In contrast, when Lea Michele’s Rachel Berry went through a brief phase of lusting after Matthew Morrison’s glee-club teacher, he gently and nobly discouraged her. (That doesn’t stop him from singing and dancing with the students onstage, though, as if he was just another one of the kids).

There’s a double standard here, obviously. When a male teacher is caught with a female student, it’s almost universally seen as creepy and outright wrong (to wit, the recent “Dr. Phil” appearance of a middle-aged California teacher who abandoned his wife and children to shack up with a student was greeted with lusty derision by the crowd).

When a woman seduces a teen boy, though, it’s viewed as kind of hot. Think back to last summer’s “Bad Teacher,” the movie in which Cameron Diaz’s high-school teacher soaped up a car in tiny Daisy Dukes, much to the delight of her pubescent charges.

Or see Coed Magazine, a men’s website that recently published a slideshow titled “America’s 18 Sexiest Sex Offenders,” crowing over the photos (mostly mug shots) of women who’d been busted for sex with students.

“The media still call these boys lucky,” says Curtis St. John, spokesman for the site MaleSurvivor.org, which counsels men who have been sexually victimized.

He says young men who are sexually taken advantage of may suffer adverse effects later on but are encouraged to outwardly portray it as a victory and a conquest no matter what.

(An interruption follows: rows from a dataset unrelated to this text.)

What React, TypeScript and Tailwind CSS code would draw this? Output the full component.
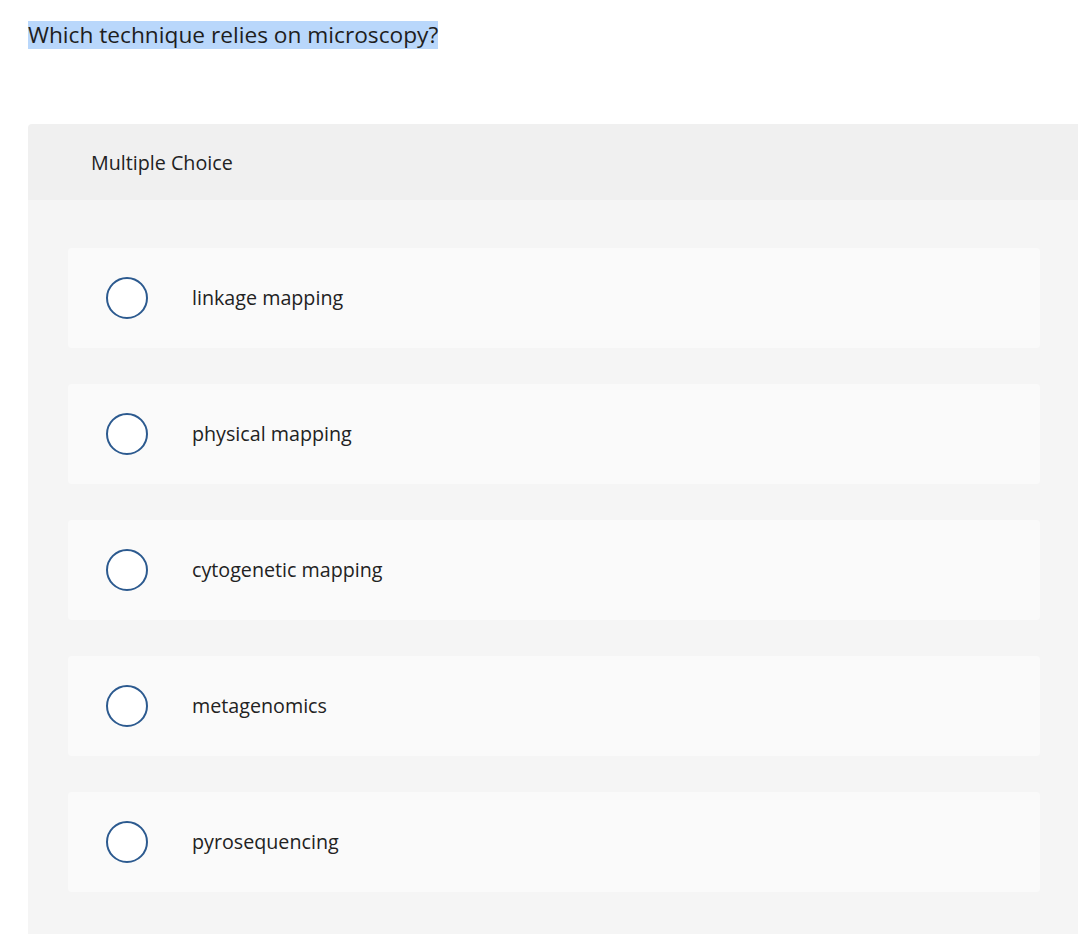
const OPTIONS = [
  'linkage mapping',
  'physical mapping',
  'cytogenetic mapping',
  'metagenomics',
  'pyrosequencing',
];

export default function App() {
  return (
    <div className="min-h-[934px] bg-white overflow-hidden text-[#222]" style={{ fontFamily: '"Open Sans", Lato, sans-serif' }}>
      {/* Question */}
      <div className="pl-[28px] pt-[21px] h-[124px]">
        <span className="inline-block bg-[#b9d7fb] text-[22.7px] leading-[28px] h-[28px] text-[#1e1e1e]">
          Which technique relies on microscopy?
        </span>
      </div>

      {/* Answer panel */}
      <div className="ml-[28px] rounded-tl-[4px] overflow-hidden">
        <div className="h-[76px] bg-[#f0f0f0] flex items-center pl-[63px] pt-[2px] text-[19.7px]">
          Multiple Choice
        </div>
        <div className="bg-[#f5f5f5] pt-[48px] pb-[42px] pl-[40px] pr-[38px] flex flex-col gap-[36px]">
          {OPTIONS.map((label) => (
            <div key={label} className="h-[100px] bg-[#fafafa] rounded-[4px] flex items-center pl-[38px]">
              <span className="w-[42px] h-[42px] rounded-full border-2 border-[#2c5a8f] bg-white shrink-0" />
              <span className="ml-[44px] text-[19.7px]">{label}</span>
            </div>
          ))}
        </div>
      </div>
    </div>
  );
}
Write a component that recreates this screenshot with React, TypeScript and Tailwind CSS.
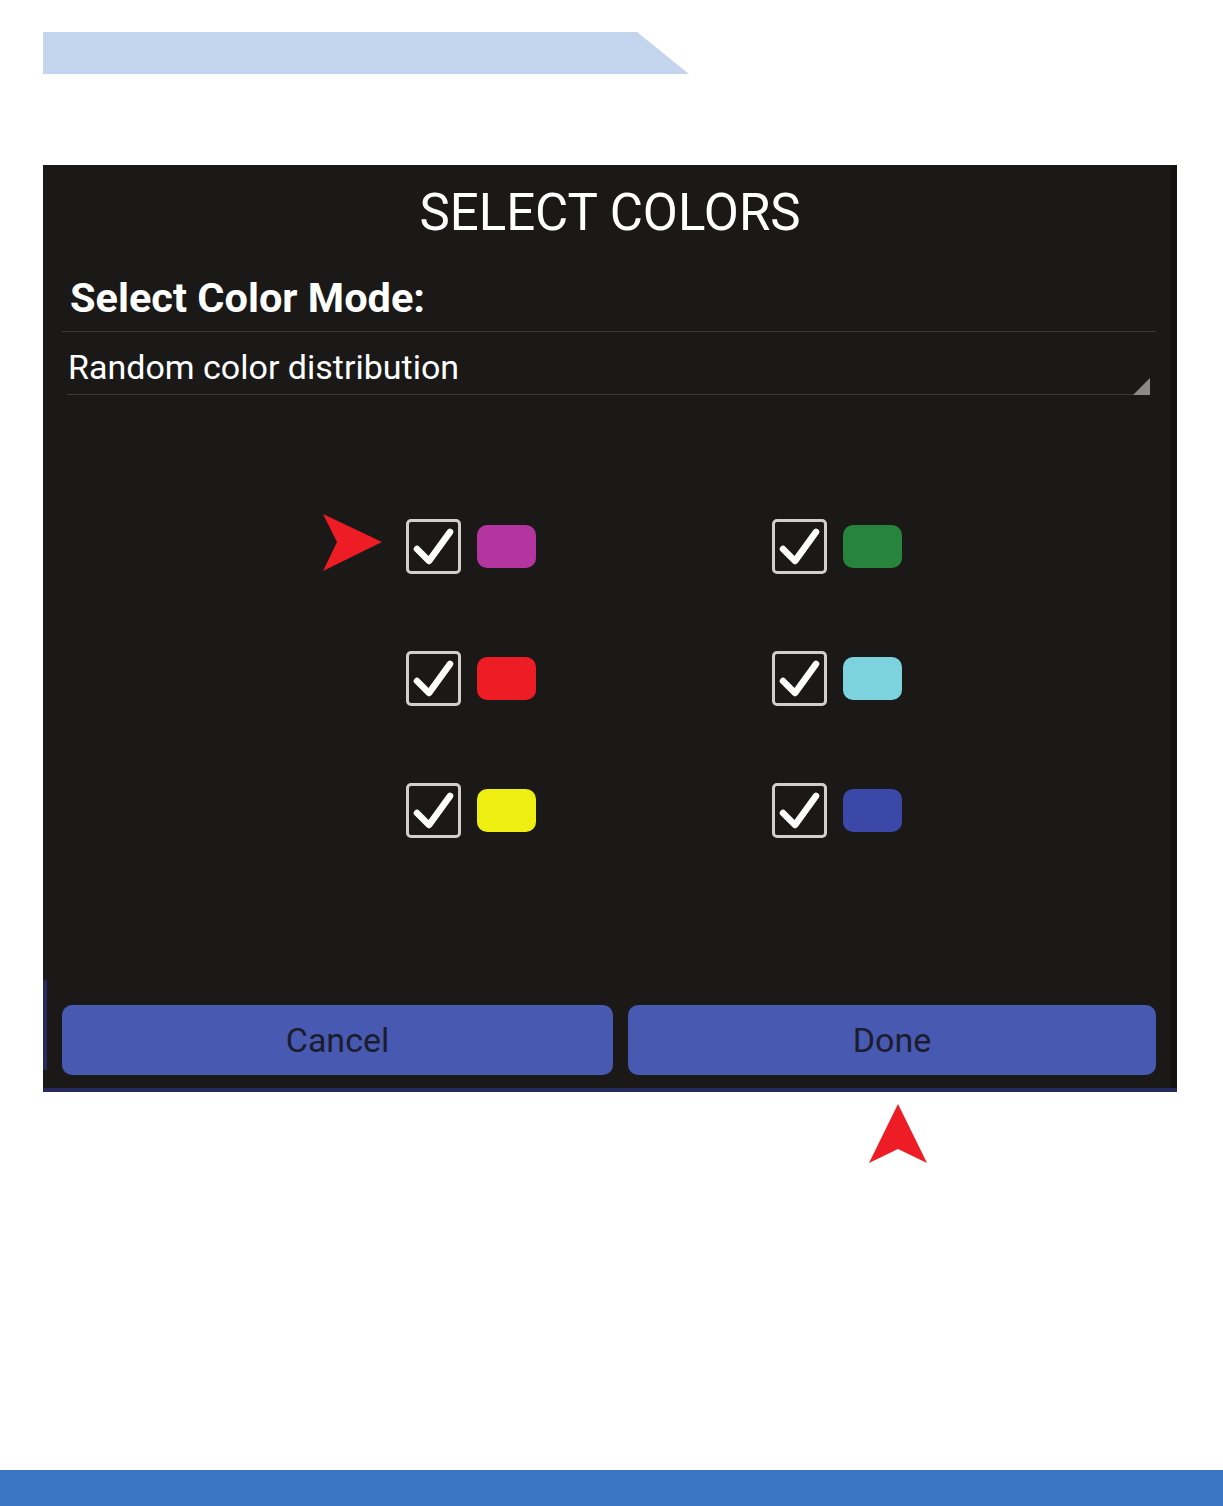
import React from "react";

const Check = () => (
  <div className="w-[55px] h-[55px] rounded-[5px] border-[3px] border-[#cfcfcf] flex items-center justify-center">
    <svg width="44" height="40" viewBox="0 0 44 40">
      <path d="M5 22 L17 34 L38 5" fill="none" stroke="#ffffff" strokeWidth="6.5" strokeLinecap="round" strokeLinejoin="round" />
    </svg>
  </div>
);

const Item = ({ color }: { color: string }) => (
  <div className="flex items-center gap-[16px]">
    <Check />
    <div className={`w-[59px] h-[43px] rounded-[10px] ${color}`} />
  </div>
);

export default function App() {
  return (
    <div className="relative w-[1223px] h-[1506px] bg-white overflow-hidden" style={{ fontFamily: "Roboto, 'Liberation Sans', sans-serif" }}>
      <div className="pt-[32px] pl-[43px]">
        <div className="w-[646px] h-[42px] bg-[#c3d5ec] [clip-path:polygon(0_0,594px_0,100%_100%,0_100%)]" />
      </div>

      <div className="mt-[91px] ml-[43px] w-[1134px] h-[927px] bg-[#1a1918] relative flex flex-col">
        <div className="absolute right-0 top-0 bottom-0 w-[6px] bg-[#121110]" />
        <div className="absolute left-0 right-0 bottom-0 h-[4px] bg-[#262a5a]" />
        <div className="absolute left-0 top-[815px] w-[4px] h-[90px] bg-[#262a5a]" />

        <div className="text-white text-center text-[51px] leading-none pt-[22px] h-[90px]">SELECT COLORS</div>

        <div className="px-[19px]">
          <div className="text-white font-bold text-[41.5px] leading-none pl-[8px] pt-[22px] h-[76px]">Select Color Mode:</div>
          <div className="h-[1px] bg-[#3a3a3a] w-[1094px]" />
        </div>

        <div className="px-[24px] relative">
          <div className="text-white text-[34px] leading-none pt-[18px] pl-[1px] h-[62px]">Random color distribution</div>
          <div className="h-[1px] bg-[#3a3a3a] w-[1083px]" />
          <svg className="absolute right-[27px] bottom-[0px]" width="17" height="17" viewBox="0 0 17 17">
            <polygon points="17,0 17,17 0,17" fill="#8a8a8a" />
          </svg>
        </div>

        <div className="relative mt-[124px] ml-[363px] grid grid-cols-[366px_auto] gap-y-[77px]">
          <svg className="absolute left-[-83px] top-[-5px]" width="60" height="58" viewBox="0 0 60 58">
            <polygon points="0,0 59,28 0,57 14,28" fill="#ee1c24" />
          </svg>
          <Item color="bg-[#b535a0]" />
          <Item color="bg-[#26843c]" />
          <Item color="bg-[#ee1c24]" />
          <Item color="bg-[#7dd3dd]" />
          <Item color="bg-[#eeee10]" />
          <Item color="bg-[#3b48a8]" />
        </div>

        <div className="mt-auto mb-[17px] px-[19px] flex gap-[15px]">
          <div className="w-[551px] h-[70px] rounded-[10px] bg-[#4759b0] flex items-center justify-center text-[34px] text-[#1b1c2e]">Cancel</div>
          <div className="w-[528px] h-[70px] rounded-[10px] bg-[#4759b0] flex items-center justify-center text-[34px] text-[#1b1c2e]">Done</div>
        </div>
      </div>

      <div className="ml-[869px] mt-[12px]">
        <svg width="58" height="59" viewBox="0 0 58 59">
          <polygon points="29,0 58,59 29,45 0,59" fill="#ee1c24" />
        </svg>
      </div>

      <div className="absolute left-0 right-0 bottom-0 h-[36px] bg-[#3b75c3]" />
    </div>
  );
}
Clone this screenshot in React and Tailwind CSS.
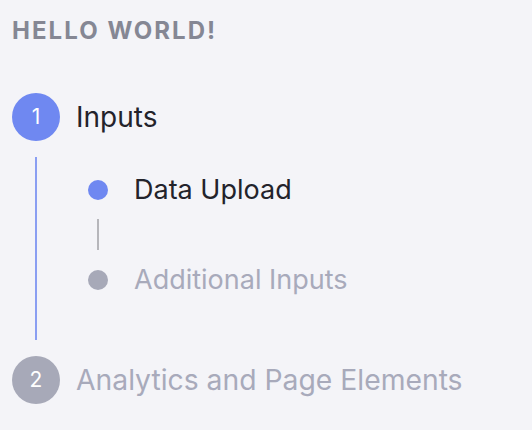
export default function App() {
  const font = { fontFamily: "Inter, 'Noto Sans', sans-serif" };

  return (
    <div className="w-[532px] h-[430px] bg-[#f4f4f8] px-3 pt-[15px] overflow-hidden" style={font}>
      {/* Title */}
      <div className="h-8 leading-8 text-[24px] font-bold tracking-[0.085em] text-[#858794]">HELLO WORLD!</div>

      {/* Step 1 */}
      <div className="mt-[46px] flex items-center h-12">
        <div className="w-12 h-12 rounded-full bg-[#6f88f1] text-white flex items-center justify-center text-[21px]">1</div>
        <span className="ml-4 text-[28px] text-[#23232b]">Inputs</span>
      </div>

      {/* Sub steps */}
      <div className="flex">
        <div className="w-12 flex justify-center py-4">
          <div className="w-[1.5px] bg-[#8a9ef2]" />
        </div>
        <div className="ml-[28px] pt-[31px] pb-[58px]">
          <div className="flex items-center h-9">
            <div className="w-5 h-5 rounded-full bg-[#6f88f1]" />
            <span className="ml-[26px] text-[27px] text-[#23232b]">Data Upload</span>
          </div>
          <div className="h-[54px] w-5 flex justify-center">
            <div className="mt-[11px] h-[31px] w-[1.5px] bg-[#b6b6bb]" />
          </div>
          <div className="flex items-center h-9">
            <div className="w-5 h-5 rounded-full bg-[#a7a9b8]" />
            <span className="ml-[26px] text-[27px] text-[#a8aabb]">Additional Inputs</span>
          </div>
        </div>
      </div>

      {/* Step 2 */}
      <div className="flex items-center h-12">
        <div className="w-12 h-12 rounded-full bg-[#a7a9b8] text-white flex items-center justify-center text-[21px]">2</div>
        <span className="ml-4 text-[28.3px] text-[#a8aabb]">Analytics and Page Elements</span>
      </div>
    </div>
  );
}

This confusing situation will come back to haunt the victims later on. “When they’re on their second divorce and trying to figure out their drinking problem, they never really figure out why. They grow up with the same symptoms as boys who are abused by males, but it’s very difficult for them to make the association.”

There’s a push to make teacher-student relationships illegal in either gender incarnation, and even when they’re with a teen who’s of age. Californian Tammie Powers, mother of the “Dr. Phil” teen girl who ran off with her teacher, is lobbying for a bill in that state to match those already in existence in 23 other states (New York is not one of them).

But even if teacher-student hookups are officially outlawed, doesn’t that kind of make them more appealing — especially if you’re stuck in an adolescent mindset? After all, nobody ever got hot for teacher (or student) because the rulebook said it was allowed.

What we really need to do is the impossible — to outlaw immaturity.